Archives For May 2012

After a long journey, my team at Microsoft shipped Face Tracking SDK as part of Kinect For Windows 1.5! I worked on the 3D face tracking technology (starting from the times when it was part of Avatar Kinect) and so I’d like to describe its capabilities and limitations in this post. First of all, here is the demo:

 


You can use the Face Tracking SDK in your program if you install Kinect for Windows Developer Toolkit 1.5. After you install it, go to the provided samples and run/build yourself “Face Tracking Visualization” C++ sample or “Face Tracking Basics-WPF” C# sample. Off course, you need to have Kinect camera attached to your PC 😉 The face tracking engine tracks at the speed of 4-8 ms per frame depending on how powerful your PC is. It does its computations on CPU only (does not use GPU, since it may be needed to render graphics).

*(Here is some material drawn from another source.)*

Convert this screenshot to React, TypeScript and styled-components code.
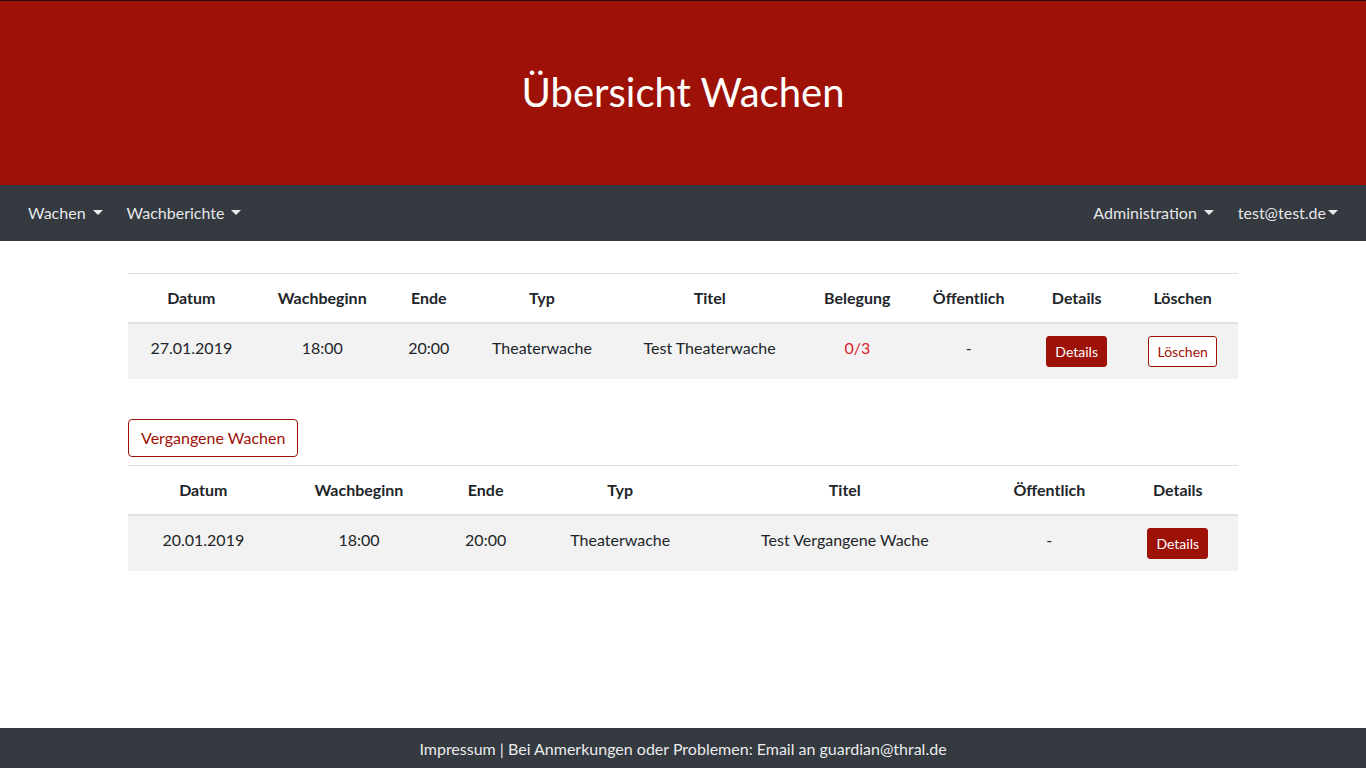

If you look at the 2 mentioned code samples, you can see that it is relatively easy to add face tracking capabilities to your application. You need to link with a provided lib, place 2 dlls in the global path or in the working directory of your your executable (so they can be found) and add something like this to your code (this is in C++, you can also do it in C#, see the code samples):

// Include main Kinect SDK .h file
#include "NuiAPI.h"

// Include the face tracking SDK .h file
#include "FaceTrackLib.h"

// Create an instance of a face tracker
IFTFaceTracker* pFT = FTCreateFaceTracker();
if(!pFT)
{
    // Handle errors
}

// Initialize cameras configuration structures.
// IMPORTANT NOTE: resolutions and focal lengths must be accurate, since it affects tracking precision!
// It is better to use enums defined in NuiAPI.h

// Video camera config with width, height, focal length in pixels
// NUI_CAMERA_COLOR_NOMINAL_FOCAL_LENGTH_IN_PIXELS focal length is computed for 640x480 resolution
// If you use different resolutions, multiply this focal length by the scaling factor
FT_CAMERA_CONFIG videoCameraConfig = {640, 480, NUI_CAMERA_COLOR_NOMINAL_FOCAL_LENGTH_IN_PIXELS};

// Depth camera config with width, height, focal length in pixels
// NUI_CAMERA_COLOR_NOMINAL_FOCAL_LENGTH_IN_PIXELS focal length is computed for 320x240 resolution
// If you use different resolutions, multiply this focal length by the scaling factor
FT_CAMERA_CONFIG depthCameraConfig = {320, 240, NUI_CAMERA_DEPTH_NOMINAL_FOCAL_LENGTH_IN_PIXELS};

// Initialize the face tracker
HRESULT hr = pFT->Initialize(&videoCameraConfig, &depthCameraConfig, NULL, NULL);
if( FAILED(hr) )
{
    // Handle errors
}

// Create a face tracking result interface
IFTResult* pFTResult = NULL;
hr = pFT->CreateFTResult(&pFTResult);
if(FAILED(hr))
{
    // Handle errors
}

// Prepare image interfaces that hold RGB and depth data
IFTImage* pColorFrame = FTCreateImage();
IFTImage* pDepthFrame = FTCreateImage();
if(!pColorFrame || !pDepthFrame)
{
    // Handle errors
}

// Attach created interfaces to the RGB and depth buffers that are filled with
// corresponding RGB and depth frame data from Kinect cameras
pColorFrame->Attach(640, 480, colorCameraFrameBuffer, FORMAT_UINT8_R8G8B8, 640*3);
pDepthFrame->Attach(320, 240, depthCameraFrameBuffer, FTIMAGEFORMAT_UINT16_D13P3, 320*2);
// You can also use Allocate() method in which case IFTImage interfaces own their memory.
// In this case use CopyTo() method to copy buffers

FT_SENSOR_DATA sensorData;
sensorData.pVideoFrame = &colorFrame;
sensorData.pDepthFrame = &depthFrame;
sensorData.ZoomFactor = 1.0f;       // Not used must be 1.0
sensorData.ViewOffset = POINT(0,0); // Not used must be (0,0)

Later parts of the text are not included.